▸ Information given
+ + + + + + +

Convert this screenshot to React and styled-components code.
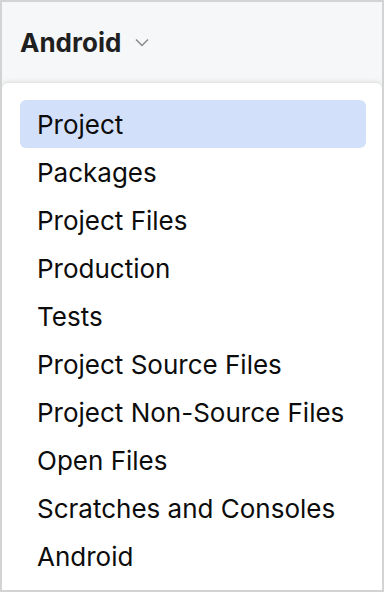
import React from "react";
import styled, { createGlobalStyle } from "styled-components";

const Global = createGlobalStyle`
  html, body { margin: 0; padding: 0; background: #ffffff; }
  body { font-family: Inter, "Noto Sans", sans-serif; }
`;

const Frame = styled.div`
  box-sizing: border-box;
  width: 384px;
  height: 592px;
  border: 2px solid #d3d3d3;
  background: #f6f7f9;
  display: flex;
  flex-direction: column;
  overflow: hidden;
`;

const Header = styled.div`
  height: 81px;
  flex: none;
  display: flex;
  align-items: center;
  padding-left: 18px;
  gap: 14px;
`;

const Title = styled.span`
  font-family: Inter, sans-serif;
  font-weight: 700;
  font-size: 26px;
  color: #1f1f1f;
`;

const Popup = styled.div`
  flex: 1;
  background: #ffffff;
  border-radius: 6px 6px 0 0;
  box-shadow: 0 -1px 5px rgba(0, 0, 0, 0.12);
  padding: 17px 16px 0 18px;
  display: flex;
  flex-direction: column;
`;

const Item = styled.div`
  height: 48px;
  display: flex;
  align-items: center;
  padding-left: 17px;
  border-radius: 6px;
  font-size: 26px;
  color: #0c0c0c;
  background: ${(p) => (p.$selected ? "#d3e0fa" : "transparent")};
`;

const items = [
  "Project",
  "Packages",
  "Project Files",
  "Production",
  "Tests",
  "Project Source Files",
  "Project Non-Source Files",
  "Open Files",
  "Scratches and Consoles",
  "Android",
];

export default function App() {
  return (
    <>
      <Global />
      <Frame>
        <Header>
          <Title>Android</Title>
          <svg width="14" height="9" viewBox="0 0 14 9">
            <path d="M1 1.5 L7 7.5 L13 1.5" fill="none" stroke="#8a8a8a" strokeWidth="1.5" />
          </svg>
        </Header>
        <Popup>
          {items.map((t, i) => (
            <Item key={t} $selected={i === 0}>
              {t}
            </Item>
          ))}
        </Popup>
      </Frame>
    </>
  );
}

+ + + + + + +

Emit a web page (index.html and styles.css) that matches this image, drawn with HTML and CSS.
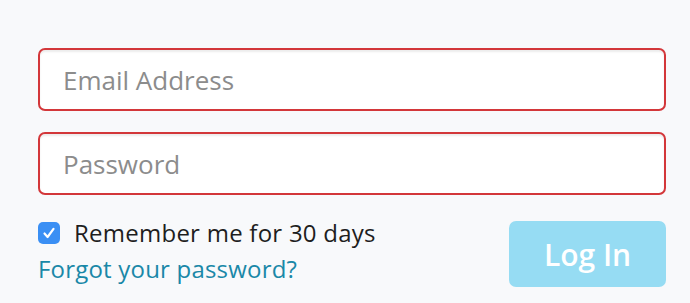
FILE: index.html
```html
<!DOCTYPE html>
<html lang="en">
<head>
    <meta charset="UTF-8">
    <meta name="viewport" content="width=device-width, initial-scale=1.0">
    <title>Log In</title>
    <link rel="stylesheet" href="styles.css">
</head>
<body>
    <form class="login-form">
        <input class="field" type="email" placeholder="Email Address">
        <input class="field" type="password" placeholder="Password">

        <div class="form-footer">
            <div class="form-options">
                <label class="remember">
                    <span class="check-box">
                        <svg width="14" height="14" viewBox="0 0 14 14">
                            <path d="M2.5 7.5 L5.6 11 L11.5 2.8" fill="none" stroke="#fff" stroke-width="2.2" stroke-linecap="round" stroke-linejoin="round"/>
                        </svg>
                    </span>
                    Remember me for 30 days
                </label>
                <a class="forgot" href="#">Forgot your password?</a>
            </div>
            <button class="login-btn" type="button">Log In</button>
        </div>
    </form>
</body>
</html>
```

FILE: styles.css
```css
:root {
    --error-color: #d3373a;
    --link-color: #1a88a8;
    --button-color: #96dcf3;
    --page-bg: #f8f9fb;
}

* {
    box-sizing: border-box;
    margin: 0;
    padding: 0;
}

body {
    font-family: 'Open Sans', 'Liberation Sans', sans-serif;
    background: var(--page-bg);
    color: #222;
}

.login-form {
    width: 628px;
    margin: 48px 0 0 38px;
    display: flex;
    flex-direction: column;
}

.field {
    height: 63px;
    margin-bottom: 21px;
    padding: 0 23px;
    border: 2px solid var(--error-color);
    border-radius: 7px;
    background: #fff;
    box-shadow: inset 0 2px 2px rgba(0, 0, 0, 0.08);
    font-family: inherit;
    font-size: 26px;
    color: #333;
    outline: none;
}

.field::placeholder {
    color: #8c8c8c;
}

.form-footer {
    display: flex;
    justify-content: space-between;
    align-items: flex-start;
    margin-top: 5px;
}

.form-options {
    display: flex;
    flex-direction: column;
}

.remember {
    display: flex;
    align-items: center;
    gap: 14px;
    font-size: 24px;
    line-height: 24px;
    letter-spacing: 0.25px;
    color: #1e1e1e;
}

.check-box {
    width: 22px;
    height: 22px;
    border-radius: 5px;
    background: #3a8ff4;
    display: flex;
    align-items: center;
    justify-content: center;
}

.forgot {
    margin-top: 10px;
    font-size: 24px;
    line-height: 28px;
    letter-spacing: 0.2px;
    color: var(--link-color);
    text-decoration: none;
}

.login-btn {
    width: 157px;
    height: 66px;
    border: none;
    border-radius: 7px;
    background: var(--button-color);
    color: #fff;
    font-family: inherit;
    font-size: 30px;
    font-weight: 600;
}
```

+ + + + + + +

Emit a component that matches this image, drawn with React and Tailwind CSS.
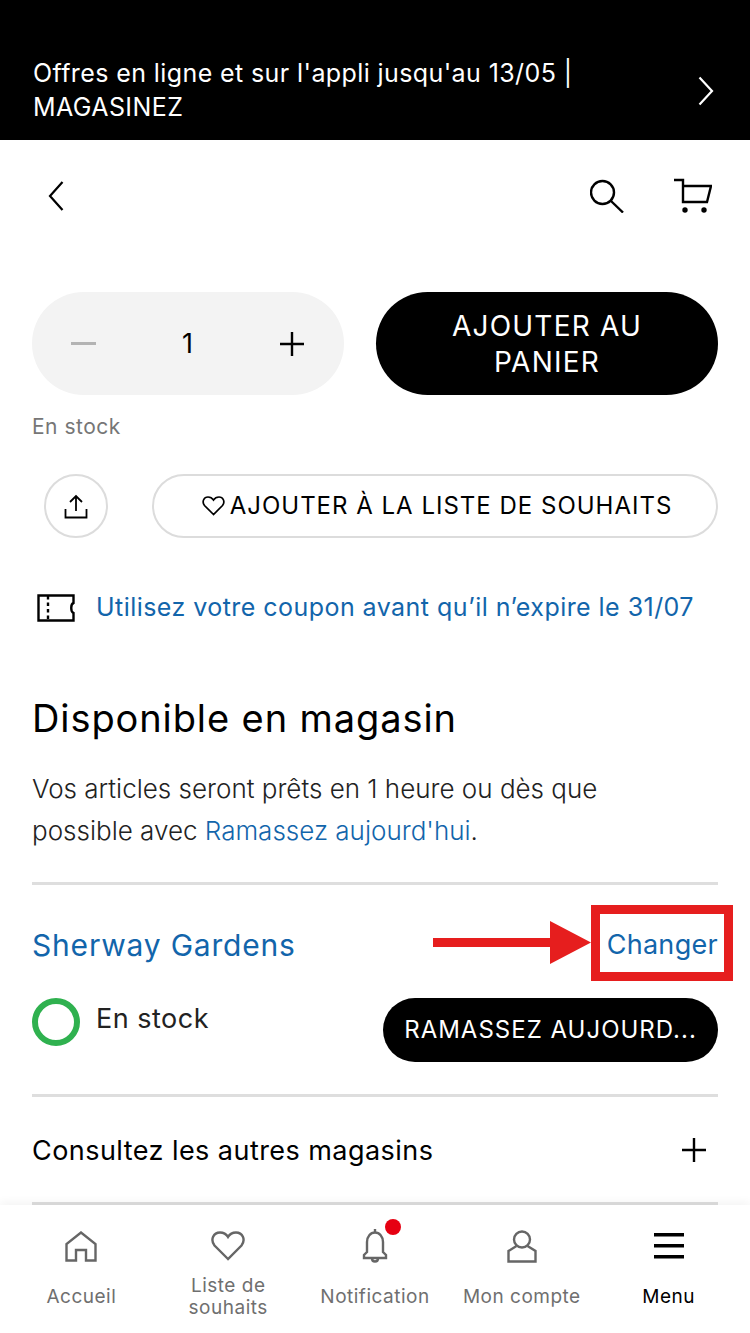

+ + + + + + +

▸ Short task
Pick out and copy every line that contains the word "styled".

▸ Exercise answer
Convert this screenshot to React and styled-components code.
import styled, { createGlobalStyle } from "styled-components";
const Frame = styled.div`
const Header = styled.div`
const Title = styled.span`
const Popup = styled.div`
const Item = styled.div`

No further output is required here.